A cycle of poverty and exclusion can define a country’s development. “Any child who cannot completely develop up to the necessary capacities will be unable to contribute as an adult to society and the economy will be affected,” says Kevin Cassidy of the ILO.

The mud in the brick fields will be turned into bricks that will then become part of a building on one of Lima’s avenues. But in Huachipa’s upside-down world, the children aren’t the bricks to build a future society.

Only rain could sweeten the air’s dryness but it doesn’t look like that will happen today because the sky is endless.

“What do you do with the bricks once they’re dry?” I ask Juan.

He glances at his father, who can barely work because he has a broken arm. He looks at me with distrust but answers: “It doesn’t totally dry here. The trucks come and take it to the ovens.”

“What do you want to be when you grow up?” I ask Juan.

“I want to be a truck mechanic when I grow up and not keep filling [the brick moulds with clay] because it’s messing up my hands and I’m getting scars,” he says, pursing his lips too late to prevent a tear falling from his eye.

Juan’s dreams and abilities are the same as every child’s. The only difference is that he was born into poverty.
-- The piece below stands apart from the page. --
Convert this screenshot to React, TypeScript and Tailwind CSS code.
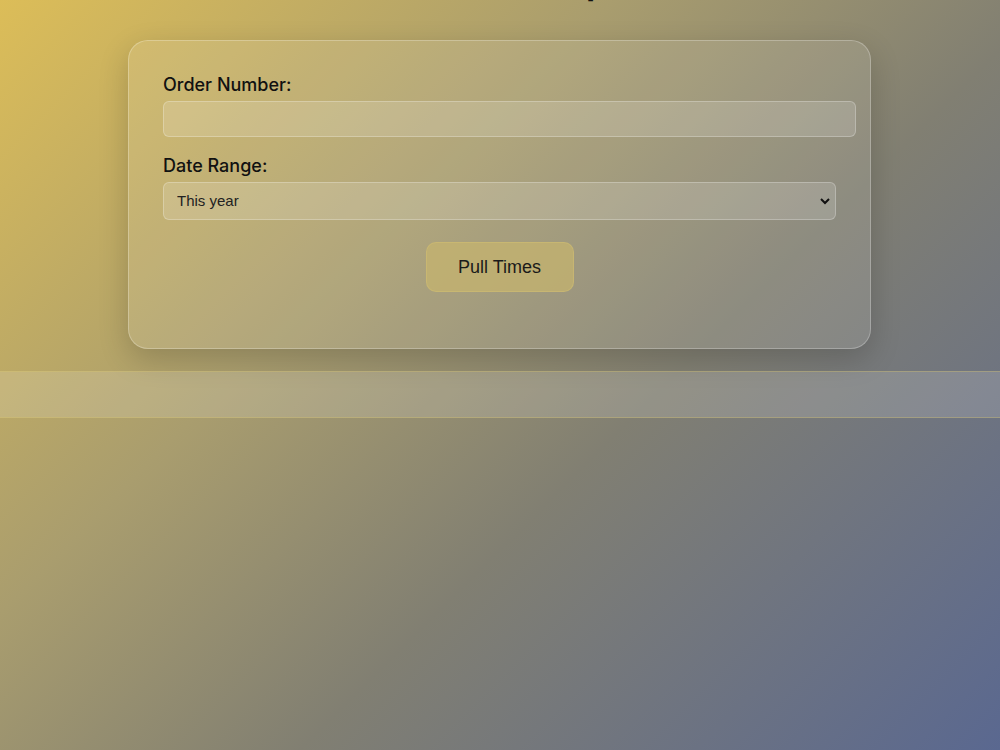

His childhood, like that of all child labourers, is fragile, easy to destroy.

Now imagine Juan wrapped in a blanket on the couch in the living room. Your living room, not his. Juan’s house doesn’t have a living room, much less a couch. Imagine the remote control in one of his cracked and splintered hands. Imagine him in puddles – this time not preparing the clay mass but jumping in and out, splashing. Imagine Juan in your neighbourhood. Imagine him running and dancing in the wind – this time not to taste the dryness of the bricks but to enjoy from start to finish those days where sadness has no place.

Yes, I know. I know a kid from Huachipa plopped down in your own living room, just like that, and seen from this side of the world he seems like a kid upside down. And, believe me, Juan is. At his age, his hands are already streaked with time. Juan is an adult in a child’s body. He’s a kid from the other side.